We are just as powerful in removing all the stresses from our lives, as we are putting them there in the first place. There is no stress to this transition, or there would be no point, the way I see it. Having said this, I do as a creator have some intentions.
I intend to start writing my first book this coming September and have ideas for many more to follow. I intend to begin arranging some speaking engagements in my community over the summer and see where that leads. And more than anything I intend to give some serious focus to the 3 sites that I have at the moment, and speaking of which, stay tuned for a whole new structure to EvolvingBeings.com this July.
No matter what, I can tell you that I am definitely not short on ideas. I have more ideas than I know what to do with, so now it will be just a matter of aligning myself and letting things unfold as they will at the right times.

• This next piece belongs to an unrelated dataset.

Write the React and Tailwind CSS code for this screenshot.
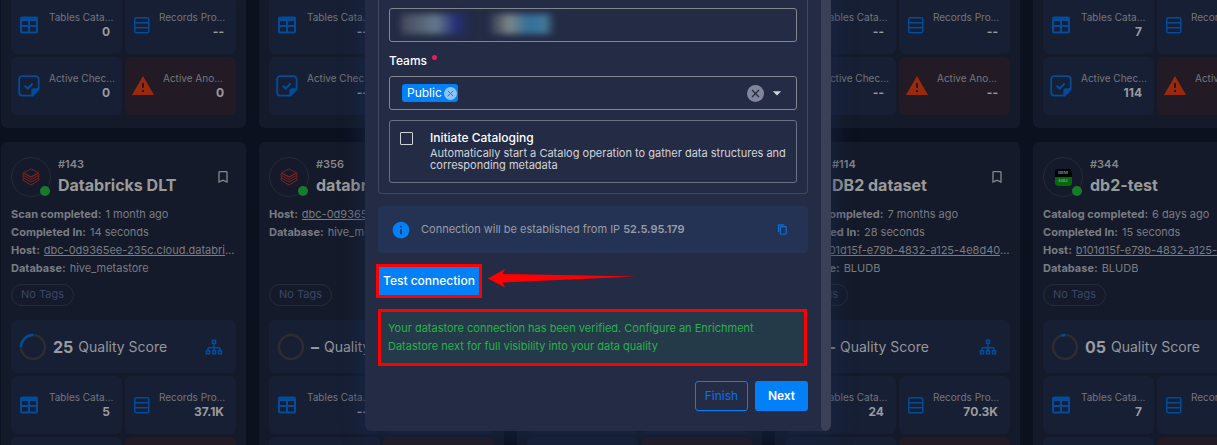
import { MdBookmarkBorder, MdContentCopy, MdInfo, MdArrowDropDown } from "react-icons/md";

const CARDS = [
  {
    id: "#143", name: "Databricks DLT", logo: "databricks", score: "25", percent: 25,
    meta: [["Scan completed:", "1 month ago"], ["Completed In:", "14 seconds"], ["Host:", "dbc-0d9365ee-235c.cloud.databricks.com", true], ["Database:", "hive_metastore"]],
    previous: ["0", "--", "0", "0"], stats: ["5", "37.1K", "", ""],
  },
  {
    id: "#356", name: "databricks", logo: "databricks", score: "–", percent: 0,
    meta: [["Host:", "dbc-0d9365ee-235c.cloud.databricks.com", true], ["Database:", "hive_metastore"]],
    previous: ["--", "--", "--", "--"], stats: ["--", "--", "", ""],
  },
  { id: "", name: "", logo: "db2", score: "–", percent: 0, meta: [], previous: ["--", "--", "--", "--"], stats: ["--", "--", "", ""] },
  {
    id: "#114", name: "DB2 dataset", logo: "db2", score: "–", percent: 0,
    meta: [["Profile completed:", "7 months ago"], ["Completed In:", "28 seconds"], ["Host:", "b101d15f-e79b-4832-a125-4e8d407c93dd", true], ["Database:", "BLUDB"]],
    previous: ["--", "--", "--", "--"], stats: ["24", "70.3K", "", ""],
  },
  {
    id: "#344", name: "db2-test", logo: "db2", score: "05", percent: 5,
    meta: [["Catalog completed:", "6 days ago"], ["Completed In:", "15 seconds"], ["Host:", "b101d15f-e79b-4832-a125-4e8d407c93dd", true], ["Database:", "BLUDB"]],
    previous: ["7", "--", "114", "--"], stats: ["7", "--", "", ""],
  },
];

function TableIcon() {
  return (
    <svg viewBox="0 0 24 24" className="size-6 shrink-0 fill-[#034c9a]" aria-hidden="true">
      <path d="M5 3.6h14a2 2 0 0 1 2 2v13a2 2 0 0 1-2 2H5a2 2 0 0 1-2-2v-13a2 2 0 0 1 2-2M5 8v4h6V8H5m8 0v4h6V8h-6m-8 6v4.4h6V14H5m8 0v4.4h6V14h-6Z" />
    </svg>
  );
}

function RowsIcon() {
  return (
    <svg viewBox="0 0 18 18" className="size-[18px] shrink-0 fill-none stroke-[#034c9a] stroke-[1.5]" aria-hidden="true">
      <rect x="1.75" y="1.75" width="14" height="15" rx="1.6" />
      <path d="M1.75 6.75h14M1.75 11.75h14" />
    </svg>
  );
}

function CheckNoteIcon() {
  return (
    <svg viewBox="0 0 24 24" className="size-6 shrink-0 fill-none stroke-[#034c9a] stroke-[1.8]" aria-hidden="true">
      <path d="M15.2 21.6H5a2.8 2.8 0 0 1-2.8-2.8V5A2.8 2.8 0 0 1 5 2.2h13.8A2.8 2.8 0 0 1 21.600 5v10.200l-6.400 6.400Z" strokeLinejoin="round" />
      <path d="M15.200 21.600v-4.400a2 2 0 0 1 2-2h4.400Z" className="fill-[#034c9a]" strokeLinejoin="round" />
      <path d="m7.800 11.800 2.900 2.700 5-5" strokeWidth="2" />
    </svg>
  );
}

function AlertIcon() {
  return (
    <svg viewBox="0 0 24 24" className="size-6 shrink-0 fill-[#9b2a0c]" aria-hidden="true">
      <path d="M13 14h-2V9h2m0 9h-2v-2h2M1 21h22L12 2 1 21Z" />
    </svg>
  );
}

function SitemapIcon() {
  return (
    <svg viewBox="0 0 24 24" className="size-[18px] fill-[#034c9a]" aria-hidden="true">
      <path d="M21 16v-2a2 2 0 0 0-2-2h-6V8h2V2H9v6h2v4H5a2 2 0 0 0-2 2v2H1v6h6v-6H5v-2h6v2H9v6h6v-6h-2v-2h6v2h-2v6h6v-6h-2M11 4h2v2h-2V4M5 20H3v-2h2v2m8 0h-2v-2h2v2m8 0h-2v-2h2v2Z" />
    </svg>
  );
}

function CloseIcon({ className }) {
  return (
    <svg viewBox="0 0 16 16" className={className} aria-hidden="true">
      <circle cx="8" cy="8" r="8" />
      <path d="m4.700 4.700 6.600 6.600m0-6.600-6.600 6.600" className="fill-none stroke-current stroke-[1.2]" />
    </svg>
  );
}

function StoreLogo({ kind }) {
  return (
    <div className="relative grid size-10 shrink-0 place-items-center rounded-full border border-[#252a38]">
      {kind === "databricks" ? (
        <svg viewBox="0 0 18 18" className="size-[18px] fill-none stroke-[#7c211f] stroke-[1]" aria-hidden="true">
          <path d="M1.200 5 9 .8 16.800 5 9 9.300 1.200 5Zm0 0v2.300L9 11.600l7.800-4.300V5.600M1.200 7.600v2.200L9 14.100l7.800-4.300V7.600M1.200 10.200v2.200L9 16.900l7.800-4.500v-2.200M3 5.600l6 3.200 6-3.200" />
        </svg>
      ) : (
        <div className="flex size-[17px] flex-col overflow-hidden rounded-[3px] bg-black text-center font-['Liberation_Serif',serif] text-[5px] leading-[8px] font-bold text-[#8f8f8f]">
          <span>IBM</span>
          <span className="h-[9px] bg-[#046a08]">DB2</span>
        </div>
      )}
      <span className="absolute right-0 bottom-0 size-[10px] rounded-full bg-[#187a2b]" />
    </div>
  );
}

function Stat({ icon, label, value, tone = "normal", className }) {
  const background = tone === "alert" ? "bg-[#221b26]" : "bg-[#171f34]";
  return (
    <div className={`flex h-[58px] items-center gap-2 rounded-md pr-3 ${background} ${className}`}>
      {icon}
      <div className="min-w-0 flex-1">
        <p className="text-[10px] leading-[14px] whitespace-nowrap text-[#74777f]">{label}</p>
        <p className="text-right text-xs leading-4 font-bold text-[#9a9b9f]">{value}</p>
      </div>
    </div>
  );
}

function Stats({ values }) {
  return (
    <div className="grid grid-cols-2 gap-[3px]">
      <Stat icon={<TableIcon />} label="Tables Cata…" value={values[0]} className="pl-[6px]" />
      <Stat icon={<RowsIcon />} label="Records Pro…" value={values[1]} className="pl-2" />
      <Stat icon={<CheckNoteIcon />} label="Active Chec…" value={values[2]} className="pl-[6px]" />
      <Stat icon={<AlertIcon />} label="Active Ano…" value={values[3]} tone="alert" className="pl-[6px]" />
    </div>
  );
}

function ScoreRing({ percent }) {
  return (
    <svg viewBox="0 0 28 28" className="size-7 -rotate-90 fill-none stroke-[2.5]" aria-hidden="true">
      <circle cx="14" cy="14" r="12" className="stroke-[#2d2c2f]" />
      {percent > 0 && <circle cx="14" cy="14" r="12" pathLength="100" strokeDasharray={`${percent} 100`} className="origin-center -scale-y-100 stroke-[#034c9a]" />}
    </svg>
  );
}

function StoreCard({ card }) {
  return (
    <article className="rounded-md bg-[#141a29] px-[10px] pt-[15px] pb-[13px]">
      <header className="flex items-center gap-[7px]">
        <StoreLogo kind={card.logo} />
        <div className="min-w-0 flex-1">
          <p className="mb-[2px] text-[11px] leading-[14px] font-semibold text-[#858689]">{card.id}</p>
          <h2 className="truncate text-base leading-6 font-bold text-[#9a9a9a]">{card.name}</h2>
        </div>
        <button type="button" aria-label="Bookmark" className="mr-[5px] text-[#85878b]">
          <MdBookmarkBorder className="size-4" />
        </button>
      </header>
      <dl className="mt-2 h-[72px] text-[11px] leading-[18px] text-[#7a7c82]">
        {card.meta.map(([label, value, link]) => (
          <div key={label} className="flex gap-1 whitespace-nowrap">
            <dt className="font-bold">{label}</dt>
            <dd className="min-w-0 truncate">{link ? <a href="#host" className="underline">{value}</a> : value}</dd>
          </div>
        ))}
      </dl>
      <span className="mt-[7px] inline-block h-[22px] rounded-full border border-[#252b3b] px-[9px] text-[11px] leading-[19px] text-[#3b4668]">No Tags</span>
      <div className="mt-[14px] mb-[3px] flex h-[53px] items-center rounded-md bg-[#171f34] px-2">
        <ScoreRing percent={card.percent} />
        <span className="ml-[6px] text-base font-bold text-[#9a9b9f]">{card.score}</span>
        <span className="ml-[5px] flex-1 text-sm text-[#96979b]">Quality Score</span>
        <button type="button" aria-label="View lineage" className="mr-[5px]"><SitemapIcon /></button>
      </div>
      <Stats values={card.stats} />
    </article>
  );
}

function Dialog() {
  return (
    <section role="dialog" aria-label="Add datastore" className="flex w-[466px] overflow-hidden rounded-b-md bg-[#232b45] shadow-[0_0_20px_4px_rgba(24,42,80,0.6)]">
      <form className="min-w-0 flex-1 px-[13px] pb-5" onSubmit={(e) => e.preventDefault()}>
        <div className="rounded-b-sm border border-t-0 border-[#404860] px-[10px] pt-2 pb-[10px]">
          <div className="relative">
            <input aria-label="Connection secret" className="block h-[34px] w-full rounded-[3px] border border-[#85868c] bg-transparent px-3 text-xs text-white outline-none" />
            <div className="pointer-events-none absolute top-[6px] left-3 h-5 w-[70px] bg-[linear-gradient(90deg,#454859,#64798c_50%,#25307a_78%,transparent)] blur-[3px]" />
            <div className="pointer-events-none absolute top-[6px] left-[100px] h-5 w-[66px] bg-[linear-gradient(90deg,#2b334c,#7e8688_30%,#326f9b_60%,#457998_85%,transparent)] blur-[3px]" />
          </div>
          <label htmlFor="teams" className="mt-[10px] flex h-[18px] items-center gap-[5px] text-xs font-medium text-white">
            Teams
            <span className="mb-[7px] size-[5px] rounded-full bg-[#ec1c5c]" />
          </label>
          <div className="mt-[6px] flex h-[34px] items-center rounded-[3px] border border-[#85868c] pr-[9px] pl-3">
            <span className="flex h-[18px] items-center gap-[2px] rounded-[3px] bg-[#0280f8] pr-[1px] pl-[5px] text-xs text-white">
              Public
              <button type="button" aria-label="Remove Public"><CloseIcon className="size-[13px] fill-[#8cc4fb] text-[#0280f8]" /></button>
            </span>
            <input id="teams" className="h-full min-w-0 flex-1 bg-transparent text-xs text-white outline-none" />
            <button type="button" aria-label="Clear teams"><CloseIcon className="size-[17px] fill-[#81869a] text-[#232b45]" /></button>
            <button type="button" aria-label="Open teams" className="ml-[3px] text-[#d0d3da]"><MdArrowDropDown className="size-5" /></button>
          </div>
          <div className="mt-[10px] flex h-[63px] gap-[17px] rounded-[3px] border border-[#6b7082] pt-[9px] pl-[10px]">
            <input id="catalog" type="checkbox" className="mt-[2px] size-[13px] shrink-0 appearance-none rounded-[1px] border border-[#d0d3da] checked:bg-[#0280f8]" />
            <label htmlFor="catalog" className="text-[11px] leading-3 text-[#d3d5da]">
              <span className="block pb-[1px] text-xs leading-4 font-medium text-white">Initiate Cataloging</span>
              Automatically start a Catalog operation to gather data structures and corresponding metadata
            </label>
          </div>
        </div>

        <div className="mt-3 flex h-[47px] items-center rounded bg-[#243354] pr-5 pl-[13px] text-[11px] text-[#9a9ca3]">
          <MdInfo className="size-5 text-[#0280f8]" />
          <p className="ml-[10px] flex-1">Connection will be established from IP <b className="font-semibold">52.5.95.179</b></p>
          <button type="button" aria-label="Copy IP address" className="text-[#0280f8]"><MdContentCopy className="size-[11px]" /></button>
        </div>

        <div className="-ml-[2px] mt-[11px] flex items-center gap-[6px]">
          <button type="button" className="h-[34px] border-3 border-[#ff0000] bg-[#0280f8] px-1 text-xs font-medium whitespace-nowrap text-white">Test connection</button>
          <svg viewBox="0 0 148 20" className="mb-[6px] h-5 w-[148px] fill-[#ff0000]" aria-hidden="true">
            <path d="M0 10.500 17 1l-2.500 5L148 8.500 14.500 14.500 17 19.500Z" />
          </svg>
        </div>

        <p role="status" className="mt-[11px] mr-[1px] border-3 border-[#ff0000] bg-[#253a48] px-[7px] pt-[7px] pb-2 text-[11px] leading-[18px] text-[#27b24b]">
          Your datastore connection has been verified. Configure an Enrichment<br />
          Datastore next for full visibility into your data quality
        </p>

        <div className="mt-[15px] flex justify-end gap-[7px] text-xs">
          <button type="button" className="h-[30px] w-[53px] rounded-[3px] border border-[#0280f8] text-[#0f6ff0]">Finish</button>
          <button type="submit" className="h-[30px] w-[53px] rounded-[3px] bg-[#0280f8] font-semibold text-white">Next</button>
        </div>
      </form>
      <div className="w-[10px] rounded-b-full bg-[#3b4056]" />
    </section>
  );
}

export default function App() {
  return (
    <div className="relative h-screen overflow-hidden bg-[#0c1120] font-['Inter','Liberation_Sans',sans-serif]">
      <main className="flex flex-col gap-[14px] pl-px">
        <div className="grid auto-cols-[245px] grid-flow-col gap-[13px]">
          {CARDS.map((card, i) => (
            <div key={i} className="flex h-32 flex-col justify-end overflow-hidden rounded-b-md bg-[#141a29] px-[10px] pb-[13px]">
              <Stats values={card.previous} />
            </div>
          ))}
        </div>
        <div className="grid auto-cols-[245px] grid-flow-col gap-[13px]">
          {CARDS.map((card, i) => <StoreCard key={i} card={card} />)}
        </div>
      </main>
      <div className="absolute inset-x-0 top-0 flex justify-center pr-[21px]">
        <Dialog />
      </div>
    </div>
  );
}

What else will come of this beginning, only time will tell! But for now I rejoice in my transition and envelop myself in gratitude that I am where I am, and simply that I am.
And so as one thing comes to an end, another thing begins. There is never a finality – not to us and not to anything that God has touched.
Remember we all go through times of change, where things end and new things begin. These do not need to be anxious times in our lives. When we live in the present moment, we realize that everything is perfect just as it is. There is no need to worry or fear or force anything to be.
It is in times of transition that we need to let go of the oars even more and allow the grace of God to lead us in th direction of our soul’s destiny. For there was no ending that ever went by, without a deeper and more meaningful beginning.